_Stored records:_
********************

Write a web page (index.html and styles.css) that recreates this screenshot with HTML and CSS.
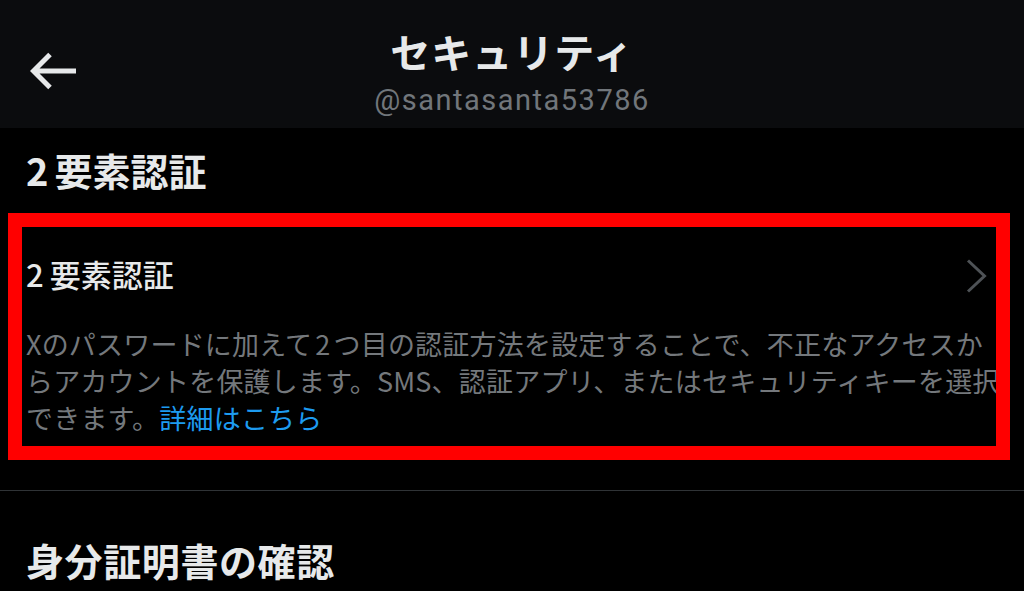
FILE: index.html
```html
<!DOCTYPE html>
<html lang="ja">
<head>
<meta charset="utf-8">
<title>セキュリティ</title>
<link rel="stylesheet" href="styles.css">
</head>
<body>
<div class="page">
  <header class="topbar">
    <div class="back">
      <svg width="46" height="38" viewBox="0 0 46 38" aria-hidden="true">
        <path d="M46 19 H4 M20 2.5 L3.5 19 L20 35.5" fill="none" stroke="#e7e9ea" stroke-width="5"/>
      </svg>
    </div>
    <div class="titles">
      <div class="title">セキュリティ</div>
      <div class="handle">@santasanta53786</div>
    </div>
    <div class="spacer"></div>
  </header>

  <section class="section">
    <h2 class="section-title"><span class="num">2</span>要素認証</h2>
    <div class="item">
      <div class="item-row">
        <div class="item-title"><span class="num-sm">2</span>要素認証</div>
        <svg class="chevron" width="22" height="34" viewBox="0 0 22 34" aria-hidden="true">
          <path d="M2 1.5 L18.5 17 L2 32.5" fill="none" stroke="#4e5256" stroke-width="3"/>
        </svg>
      </div>
      <p class="desc">
        <span class="line">Xのパスワードに加えて<span class="num-xs">2</span>つ目の認証方法を設定することで、不正なアクセスか</span>
        <span class="line">らアカウントを保護します。SMS、認証アプリ、またはセキュリティキーを選択</span>
        <span class="line">できます。<a class="link" href="#">詳細はこちら</a></span>
      </p>
      <div class="highlight"></div>
    </div>
  </section>

  <div class="divider"></div>

  <section class="section">
    <h2 class="section-title second">身分証明書の確認</h2>
  </section>
</div>
</body>
</html>
```

FILE: styles.css
```css
* { box-sizing: border-box; }

html, body {
  margin: 0;
  padding: 0;
  background: #000;
}

body {
  font-family: "Noto Sans CJK JP", "Noto Sans", sans-serif;
  color: #e7e9ea;
}

.page {
  width: 1024px;
  height: 591px;
  overflow: hidden;
  background: #000;
}

.topbar {
  height: 128px;
  background: #0b0c0e;
  display: grid;
  grid-template-columns: 1fr auto 1fr;
  align-items: start;
}

.back {
  padding-left: 30px;
  padding-top: 52px;
  display: flex;
}

.titles {
  padding-top: 27px;
  display: flex;
  flex-direction: column;
  align-items: center;
}

.title {
  font-size: 40px;
  line-height: 48px;
  font-weight: 700;
  letter-spacing: 1px;
  color: #e7e9ea;
}

.handle {
  margin-top: 9px;
  font-family: Roboto, "Liberation Sans", sans-serif;
  font-size: 29px;
  line-height: 32px;
  letter-spacing: 1.5px;
  color: #71767b;
}

.section {
  padding: 0 26px;
}

.section-title {
  margin: 19px 0 0;
  font-size: 38px;
  line-height: 46px;
  font-weight: 700;
  color: #e7e9ea;
}

.section-title.second {
  margin-top: 46px;
  letter-spacing: 0.6px;
}

.num { margin-right: 6px; }

.item {
  position: relative;
  margin-top: 61px;
}

.item-row {
  display: flex;
  align-items: center;
  justify-content: space-between;
  padding-right: 10px;
}

.item-title {
  font-size: 31px;
  line-height: 40px;
  font-weight: 500;
  color: #e7e9ea;
}

.num-sm { margin-right: 6px; }
.num-xs { margin: 0 3px; }

.chevron { display: block; margin-top: 4px; }

.desc {
  margin: 31px 0 0;
  font-size: 27px;
  line-height: 37px;
  letter-spacing: 0.2px;
  color: #74787c;
}

.line {
  display: block;
  white-space: nowrap;
}

.link {
  color: #1d9bf0;
  text-decoration: none;
}

.highlight {
  position: absolute;
  left: -18px;
  top: -41px;
  width: 1002px;
  height: 247px;
  border: 14px solid #ff0000;
  pointer-events: none;
}

.divider {
  margin-top: 54px;
  height: 1px;
  background: #2f3336;
}
```
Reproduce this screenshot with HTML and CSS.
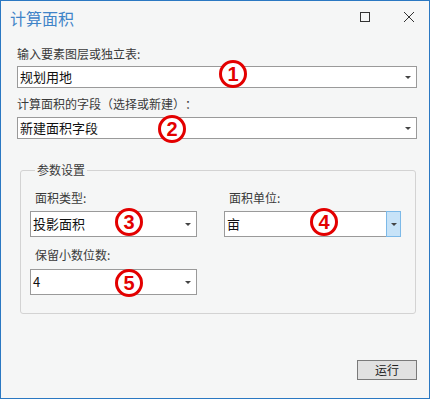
FILE: index.html
```html
<!DOCTYPE html>
<html lang="zh-CN">
<head>
<meta charset="utf-8">
<title>计算面积</title>
<link rel="stylesheet" href="styles.css">
</head>
<body>
<div class="window">
  <div class="titlebar">
    <span class="title">计算面积</span>
    <div class="controls">
      <svg class="ctl" width="12" height="12" viewBox="0 0 12 12"><rect x="1.5" y="1.5" width="9" height="9" fill="none" stroke="#333" stroke-width="1"/></svg>
      <svg class="ctl" width="12" height="12" viewBox="0 0 12 12"><path d="M1 1 L11 11 M11 1 L1 11" stroke="#333" stroke-width="1" fill="none"/></svg>
    </div>
  </div>
  <div class="content">
    <div class="label">输入要素图层或独立表:</div>
    <div class="select wide"><span class="val">规划用地</span><span class="arrow"></span></div>
    <div class="label second">计算面积的字段（选择或新建）：</div>
    <div class="select wide"><span class="val">新建面积字段</span><span class="arrow"></span></div>

    <fieldset class="group">
      <legend>参数设置</legend>
      <div class="grid">
        <div class="field">
          <div class="label sub">面积类型:</div>
          <div class="select tall"><span class="val">投影面积</span><span class="arrow"></span></div>
        </div>
        <div class="field">
          <div class="label sub">面积单位:</div>
          <div class="select tall active"><span class="val">亩</span><span class="btn"><span class="arrow"></span></span></div>
        </div>
        <div class="field row2">
          <div class="label sub">保留小数位数:</div>
          <div class="select tall"><span class="val">4</span><span class="arrow"></span></div>
        </div>
      </div>
    </fieldset>

    <div class="footer"><button class="run">运行</button></div>
  </div>

  <span class="mark m1">1</span>
  <span class="mark m2">2</span>
  <span class="mark m3">3</span>
  <span class="mark m4">4</span>
  <span class="mark m5">5</span>
</div>
</body>
</html>
```
FILE: styles.css
```css
* { box-sizing: border-box; }
html, body { margin: 0; padding: 0; background: #ffffff; }
body { font-family: "Noto Sans CJK SC", "Noto Sans", sans-serif; }

.window {
  position: relative;
  width: 430px;
  height: 399px;
  border: 1px solid #2a78c2;
  background: #f5f6f6;
}

.titlebar {
  height: 34px;
  display: flex;
  align-items: center;
  justify-content: space-between;
  padding: 0 0 0 9px;
}
.title {
  font-size: 16px;
  color: #3f84c8;
  line-height: 20px;
  margin-top: -1px;
}
.controls {
  display: flex;
  align-items: center;
  gap: 32px;
  padding-right: 14px;
  margin-top: -2px;
}
.ctl { display: block; }

.content {
  padding: 11px 0 0 16px;
}

.label {
  font-size: 12px;
  line-height: 16px;
  color: #3a3a3a;
  height: 16px;
  margin-bottom: 4px;
  white-space: nowrap;
}
.label.second { margin-top: 8px; margin-bottom: 5px; text-spacing-trim: space-all; }

.select {
  position: relative;
  display: flex;
  align-items: center;
  background: #fff;
  border: 1px solid #9a9a9a;
  height: 22px;
  padding-left: 2px;
  font-size: 13px;
  color: #111;
}
.select.wide { width: 400px; }
.select.tall { height: 26px; }
.val { flex: 1; line-height: 18px; }

.arrow {
  width: 0;
  height: 0;
  border-left: 3px solid transparent;
  border-right: 3px solid transparent;
  border-top: 3px solid #444;
  margin-right: 5px;
  margin-top: 1px;
}
.select.active { border-right: none; }
.select.active .btn {
  align-self: stretch;
  width: 15px;
  margin: -1px 0;
  background: #c7e3f8;
  border: 1px solid #7cb9e8;
  display: flex;
  align-items: center;
  justify-content: center;
}
.select.active .btn .arrow { margin: 1px 0 0 0; }

.group {
  width: 396px;
  margin: 23px 0 0 3px;
  padding: 12px 0 18px 9px;
  border: 1px solid #d3d3d3;
  border-radius: 3px;
  min-width: 0;
}
.group legend {
  font-size: 12px;
  line-height: 16px;
  color: #3a3a3a;
  padding: 0 2px;
  margin-left: 5px;
}

.grid {
  display: grid;
  grid-template-columns: 167px 177px;
  column-gap: 27px;
  row-gap: 10px;
}
.label.sub { padding-left: 5px; margin-bottom: 5px; }
.row2 .label.sub { margin-bottom: 6px; }
.row2 { grid-column: 1; }

.footer {
  display: flex;
  justify-content: flex-end;
  width: 400px;
  margin-top: 46px;
}
.run {
  width: 60px;
  height: 20px;
  background: #e1e1e1;
  border: 1px solid #7a7a7a;
  font-family: "Noto Sans CJK SC", sans-serif;
  font-size: 12px;
  line-height: 16px;
  color: #222;
  padding: 0;
}

.mark {
  position: absolute;
  width: 28px;
  height: 28px;
  border: 3px solid #e30000;
  border-radius: 50%;
  background: #fff;
  color: #e30000;
  font-family: "Liberation Sans", Arial, sans-serif;
  font-weight: bold;
  font-size: 20px;
  line-height: 22px;
  text-align: center;
}
.m1 { left: 218px; top: 59px; }
.m2 { left: 157px; top: 114px; }
.m3 { left: 114px; top: 207px; }
.m4 { left: 309px; top: 207px; }
.m5 { left: 114px; top: 268px; }
```
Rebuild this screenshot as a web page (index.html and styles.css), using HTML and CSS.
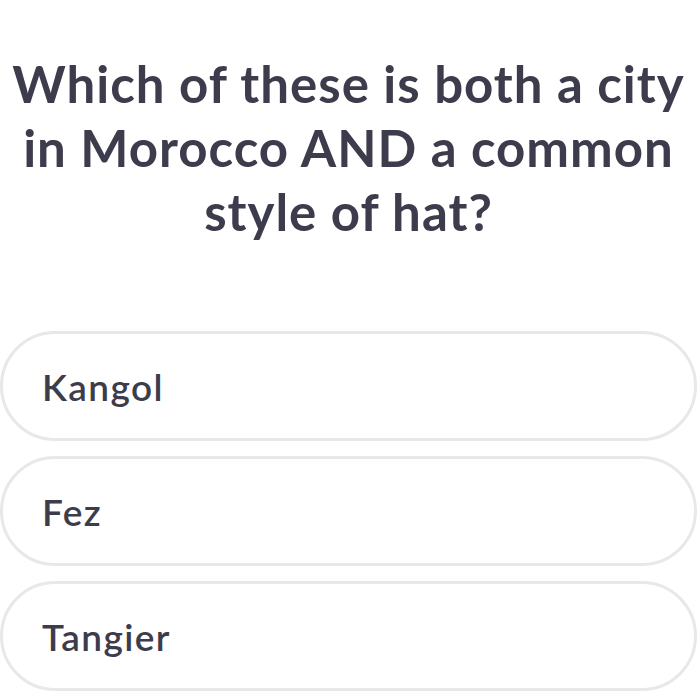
FILE: index.html
```html
<!DOCTYPE html>
<html>
<head>
<meta charset="utf-8">
<link rel="stylesheet" href="styles.css">
</head>
<body>
<main class="quiz">
  <h1 class="question">Which of these is both a city in Morocco AND a common style of hat?</h1>
  <ul class="options">
    <li class="option">Kangol</li>
    <li class="option">Fez</li>
    <li class="option">Tangier</li>
  </ul>
</main>
</body>
</html>
```
FILE: styles.css
```css
html, body {
  margin: 0;
  padding: 0;
  background: #ffffff;
}
body {
  font-family: Lato, "Noto Sans", sans-serif;
  color: #3d3c4c;
}
.quiz {
  width: 697px;
  display: flex;
  flex-direction: column;
}
.question {
  margin: 52px 0 0;
  padding: 0;
  font-size: 51px;
  font-weight: 700;
  letter-spacing: 1px;
  line-height: 64px;
  text-align: center;
}
.options {
  list-style: none;
  margin: 87px 0 0;
  padding: 0;
  display: flex;
  flex-direction: column;
  gap: 15px;
}
.option {
  box-sizing: border-box;
  height: 110px;
  border: 3px solid #e8e8eb;
  border-radius: 55px;
  padding: 0 39px;
  display: flex;
  align-items: center;
  font-size: 37px;
  font-weight: 600;
  letter-spacing: 1.4px;
}
```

********************

_Short task:_ Copy the final portion of the records: every line from the one containing "Rebuild this screenshot" through the last, word for word, without pictures.

_Correct answer:_
Rebuild this screenshot as a web page (index.html and styles.css), using HTML and CSS.
FILE: index.html
```html
<!DOCTYPE html>
<html>
<head>
<meta charset="utf-8">
<link rel="stylesheet" href="styles.css">
</head>
<body>
<main class="quiz">
  <h1 class="question">Which of these is both a city in Morocco AND a common style of hat?</h1>
  <ul class="options">
    <li class="option">Kangol</li>
    <li class="option">Fez</li>
    <li class="option">Tangier</li>
  </ul>
</main>
</body>
</html>
```
FILE: styles.css
```css
html, body {
  margin: 0;
  padding: 0;
  background: #ffffff;
}
body {
  font-family: Lato, "Noto Sans", sans-serif;
  color: #3d3c4c;
}
.quiz {
  width: 697px;
  display: flex;
  flex-direction: column;
}
.question {
  margin: 52px 0 0;
  padding: 0;
  font-size: 51px;
  font-weight: 700;
  letter-spacing: 1px;
  line-height: 64px;
  text-align: center;
}
.options {
  list-style: none;
  margin: 87px 0 0;
  padding: 0;
  display: flex;
  flex-direction: column;
  gap: 15px;
}
.option {
  box-sizing: border-box;
  height: 110px;
  border: 3px solid #e8e8eb;
  border-radius: 55px;
  padding: 0 39px;
  display: flex;
  align-items: center;
  font-size: 37px;
  font-weight: 600;
  letter-spacing: 1.4px;
}
```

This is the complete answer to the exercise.